First, remember that you are not your job. That is, if you make a mistake at work, this does not mean that you are stupid, worthless, or that you are in the wrong position. It is all too easy to take mistakes personally, seeing the mistake as a reflection of your true person rather than for what it is: a mistake. Even though it may not always appear so, everyone makes mistakes. The best way to deal with a mistake is to own up to it right away and present a solution. This shows that you are honest, responsible, and by presenting ways to fix the problem, your boss can send you on your way to deal with the issue. Acting honestly and straightforwardly is best for you (you will feel better about yourself) and best for the company (which again will help you feel better).

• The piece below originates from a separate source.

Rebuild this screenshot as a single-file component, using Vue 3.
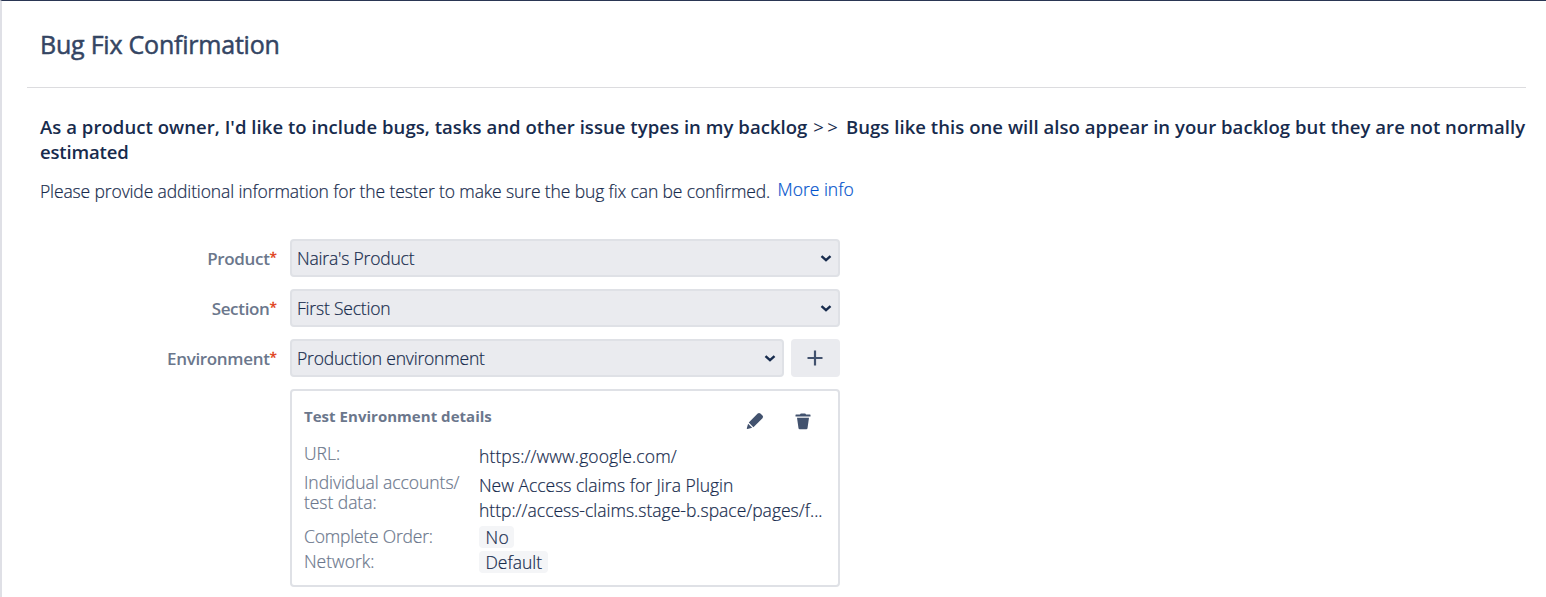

Another common issue is feeling insecure around coworkers. Many individuals feel that they do not fit in, are unsure how to handle conflict, or have an overbearing coworker or boss with which they do not know how to communicate. Any of these feelings can wear on your self-esteem. You may feel you have nothing to offer the group, whether socially or professionally, you avoid conflict, and may allow others to step on you. If socialization is a problem, it will require you to step out of your comfort zone. This does not mean you need to jump right in with a large company gathering; rather, take it slow by opening conversations with one or two coworkers. Chances are you will have something in common with your co-workers. Asking questions about the other person is always a great way to break the ice, find common interests, and demonstrate interest in the other person. However, you should avoid questions with simple yes or no answers. Dale Carnegie says that the most interesting person we know is ourself. If you can get the other person to talk about themself, they will generally like you.

When dealing with conflict resolution and difficult employees, learning some proven communication techniques may be necessary. Consider attending a course on conflict resolution and dealing with difficult people. In the meantime, remember that the overbearing person likely has a lot of insecurities as well, and these are what cause the behavior. (I often remind my children that “hurting people hurt others.”) In the midst of conflict, do your best to avoid being pulled into argumentative situations. Do not reward the other person’s behavior by getting upset or immediately backing down. If necessary, say you will continue the conversation when everyone has had a chance to cool down. Dealing with negative coworkers is never fun. It is important to remember that your self worth is not dependent on the coworker’s approval, even if that person is your boss.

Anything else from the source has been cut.